Published online by Cambridge University Press: 29 December 2009
Primatologists seem to assume that monkeys and apes are the most likely nonhuman culture-bearers (McGrew, 1998), while nonprimatologists seem to find this to be presumptuous and exasperating (e.g. Laland & Hoppitt, 2003). Whatever the merits of other mammalian orders (whales and dolphins) or other vertebrate classes (birds), it is probably true that there are more published studies of culture in monkeys and apes than in all other mammalian taxa combined. Cultural primatology is found in both empirical and theoretical articles and book chapters, across several academic disciplines, as discussed in Chapter 3 (e.g. Strier, 2003). In North America, many departments of anthropology, formerly the guardians of the culture concept, have a primatologist, but few anthropologists study any other nonhuman taxa. This means that nonhuman culture as presented in introductory textbooks to anthropology usually is presented solely in primatological terms, which may lead to a biased picture, as discussed in the previous chapter.

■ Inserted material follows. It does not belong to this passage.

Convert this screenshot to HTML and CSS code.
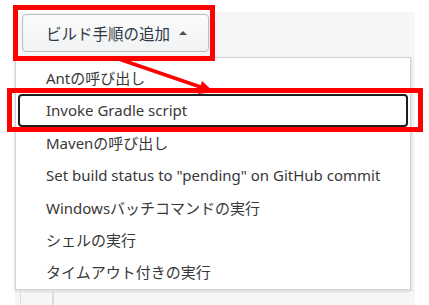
FILE: index.html
```html
<!doctype html>
<html lang="ja">
    <head>
        <meta charset="UTF-8" />
        <title>ビルド手順の追加</title>
        <link rel="stylesheet" href="styles.css">
    </head>

    <body>
        <div class="panel">
            <div class="button-row">
                <button class="add-step-button">
                    ビルド手順の追加
                    <span class="caret"></span>
                </button>
            </div>
            <ul class="step-menu">
                <li>Antの呼び出し</li>
                <li class="focused">Invoke Gradle script</li>
                <li>Mavenの呼び出し</li>
                <li>Set build status to "pending" on GitHub commit</li>
                <li>Windowsバッチコマンドの実行</li>
                <li>シェルの実行</li>
                <li>タイムアウト付きの実行</li>
            </ul>
            <div class="table-stub">
                <span></span><span></span><span></span>
            </div>
        </div>

        <!-- annotation overlay -->
        <div class="mark mark-button"></div>
        <div class="mark mark-item"></div>
        <svg class="arrow" width="429" height="305" viewBox="0 0 429 305">
            <line x1="116" y1="58" x2="202" y2="87.5" stroke="#ff0000" stroke-width="3.5" />
            <polygon points="214,92 202,81 198,94" fill="#ff0000" />
        </svg>
    </body>
</html>
```

FILE: styles.css
```css
* {
    box-sizing: border-box;
    margin: 0;
    padding: 0;
}

body {
    position: relative;
    width: 429px;
    height: 305px;
    overflow: hidden;
    background: #ffffff;
    padding-top: 12px;
    font-family: "Noto Sans", "Noto Sans CJK JP", sans-serif;
    color: #383838;
}

.panel {
    margin-left: 15px;
    width: 400px;
    height: 293px;
    background: #f6f6f6;
}

.button-row {
    padding: 2px 0 5px 7px;
}

.add-step-button {
    display: flex;
    align-items: center;
    gap: 9px;
    width: 187px;
    height: 38px;
    padding: 0 0 0 23px;
    border: 1px solid #b9bdc2;
    border-radius: 4px;
    background: linear-gradient(#fbfbfb, #f1f2f3);
    color: #2d3a48;
    font-family: "Noto Sans CJK JP", sans-serif;
    font-size: 15.5px;
    cursor: pointer;
}

.caret {
    width: 0;
    height: 0;
    border-left: 4px solid transparent;
    border-right: 4px solid transparent;
    border-bottom: 4px solid #4a4f55;
    margin-top: -1px;
}

.step-menu {
    list-style: none;
    width: 396px;
    height: 233px;
    padding: 4px 2px 2px;
    background: #ffffff;
    border: 1px solid #cfd3d7;
    box-shadow: 0 1px 3px rgba(0, 0, 0, 0.18);
}

.step-menu li {
    height: 32.4px;
    line-height: 32.4px;
    padding-left: 28px;
    font-size: 15px;
    white-space: nowrap;
    border-radius: 4px;
}

.step-menu li.focused {
    outline: 2px solid #1e1e1e;
    outline-offset: -2px;
}

.table-stub {
    display: flex;
    height: 15px;
    border-top: 1px solid #e2e2e2;
}

.table-stub span {
    border-right: 1px solid #dcdcdc;
}

.table-stub span:nth-child(1) {
    width: 6px;
}

.table-stub span:nth-child(2) {
    width: 32px;
}

.mark {
    position: absolute;
    border: 5px solid #ff0000;
}

.mark-button {
    left: 13px;
    top: 5px;
    width: 202px;
    height: 56px;
}

.mark-item {
    left: 7px;
    top: 88px;
    width: 416px;
    height: 44px;
}

.arrow {
    position: absolute;
    left: 0;
    top: 0;
}
```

Also, the first empirical, as opposed to speculatory, engagement of students of culture and students of animals came in primatology. This began in the summer of 1953, when Imo, a Japanese monkey, was seen to wash her first sweet potato on the beach at Koshima (see below). The resonance of that simple act, and its recognition by Japanese primatologists continues to sound today, a half century later (de Waal, 2001; Matsuzawa, 2003).